I was 23, and I was working as a reporter for the Montgomery Journal, the now defunct daily paper for Montgomery County, Md. I remember vividly walking across the county office building parking garage after covering a meeting about an increase of fire detectors in public schools and getting a call from Darling Boyfriend. He was freelancing for Major News Network at the time, and the first words out of his mouth were, “Are you alright?!” Darling Boyfriend, now Loving Husband, isn’t one to ever really sound scared or panicked, but his voice was filled with both emotions. I learned from him, then, in the brief moments he had on the phone that five people had been shot and killed, all within a 10-minute drive of my office building. One poor woman lost her life in the gas station in Kensington, Md., that I drove by every morning on my way to work. She was murdered 30 minutes after I passed that morning.

I felt as though ice water had suddenly been injected into my spine. This fear was different from what I felt on Sept. 11. The sheer proximity of this violence to my everyday life was overwhelming. My safe-zone, my work route, my normal activities had been infiltrated.
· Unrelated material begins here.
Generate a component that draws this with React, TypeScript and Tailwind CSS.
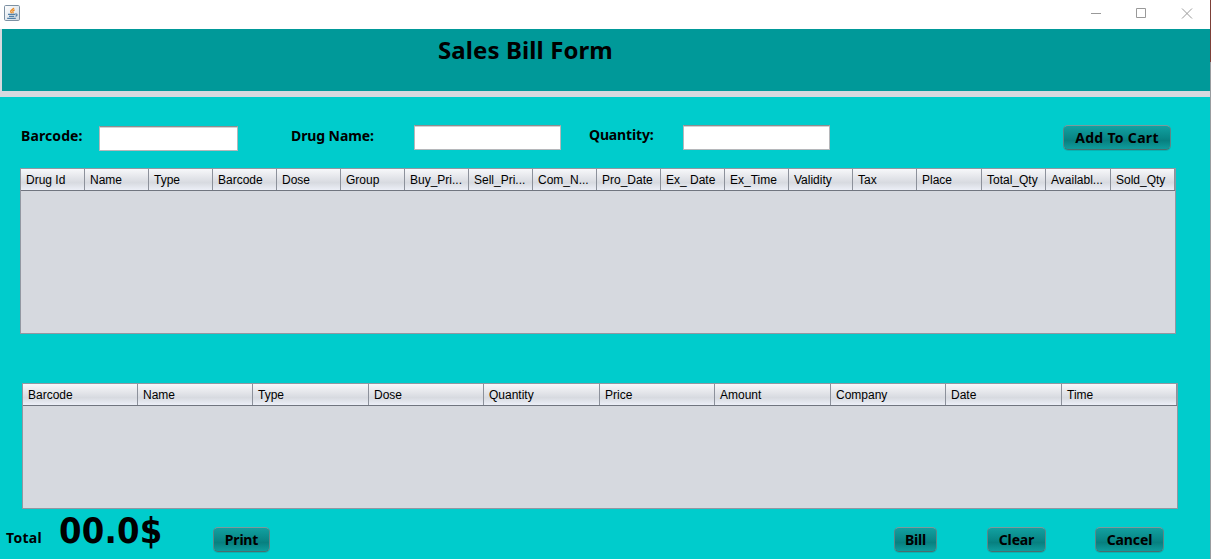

When I walked back into my office, my assignment editor was nearly in hysterics. All of her reporters (all whopping four of us) had been out covering stories that morning. I was the first one to return. Almost as soon as I walked in, she’d tasked me to go to two of the crime scenes and gather information. This wasn’t a job I relished. I dreaded what I would see as I drove to that gas station. Mercifully, the paramedics had removed the woman, and her family had come to take custody of the now-motherless infant that had been strapped in the car-seat. I talked with police, talked with employees of the gas station, talked with other witnesses.

I moved on to Leisure World, the retirement community in Silver Spring, Md., where another woman had been merely sitting on a bench waiting for the bus to come pick her up. She had been shot in the head. I arrived before the police gave the paramedics clearance to move her remains. I will never forget the sight of her slumped body, covered crudely, but respectfully, in a white sheet that was stained with so much blood. The photographer who worked with me at the paper was there, snapping some of the photos of his life. (I’ve always thought that journalism can be a cruel business — it’s often that the stories that make our careers are stories that devastate lives.) He sold a photograph to Time Magazine that day. I replayed the image of that lifeless form in my dreams for weeks.

The next day, when I returned to work, I was sent out to find the victims’ relatives to try and gather some reaction, some response to these tragedies. I could’ve made all the quotes up if I’d wanted to — I knew what people would say before they said it. Anyone could’ve predicted those reactions. But relatives were nowhere to be found, and I can’t say that I blame them.

News reports at the time were fingering a white delivery truck, and authorities were stopping, searching and marking all the trucks that had been cleared. At every stop light, I seemed to be engulfed by delivery trucks with ludicrously-colored Post-It notes stuck to their back hatches. But sitting still was torment. I felt like a helpless target if I wasn’t in motion. Many of the victims had been either in or near their cars. It seemed like nowhere was safe.

Over the next three weeks, I succumbed to fear. And, I hated myself for it. Yes, I hid in the backseat of my car every time I had to pump gas. Each time I left the grocery store, I ran. We left work in groups because our parking lot was dark. Most importantly, I only went to Maryland for work. I never went to Virginia, and I didn’t feel “safe” again until I was home inside the District. The violence wasn’t happening there because a quick getaway wasn’t possible.

You’re probably wondering what all of this has to do with testing my convictions. The mastermind behind this violence and these tragedies is about to die. He is about to be put to death by the American prison system. I have struggled with my feelings about the death penalty for years. When I was younger, I was in full favor of it. As I’ve grown older, my thoughts have become more complex. Part of me thinks that living out one’s days behind bars with the knowledge that freedom is never going to be an option would be far worse than dying. That dying is perhaps the easy, more lenient punishment. The other part of me, though, can’t help but feel that there are some crimes so heinous that death is the only applicable sentence. And, of course, there is my underlying belief that human life is human life, and ours is not to judge.

So, I’m conflicted. Do I think that this man who gripped the nation in fear, who terrorized my city and who shattered my sense of safety should be strapped to a table and have a drug cocktail injected into his veins? Should he die not only for the lives he took from his victims and their families but also for the life that he took from Lee Boyd Malvo, his underage accomplice? Or should he be left to rot in prison, knowing that he will never again walk free? Knowing that if given the chance, there are many other inmates who would likely try their hands at taking his life?

I’ve pondered these questions for seven years, and in that time, I’ve found no answer. Now, as I’m faced with the final countdown to Muhammad’s execution, I still don’t have an answer. I guess what it comes down to is whether he’s put to death, it doesn’t change what happened. His death can’t erase that experience, it can’t bring back all those people who had families who loved them. It could, however, give the ones left behind some sense of peace, some closure, some ability to move on.

Perhaps my real answer to myself is that I’m just thankful that I’m not the one responsible for choosing whether Muhammad lives or dies. It’s clearly a decision I couldn’t make.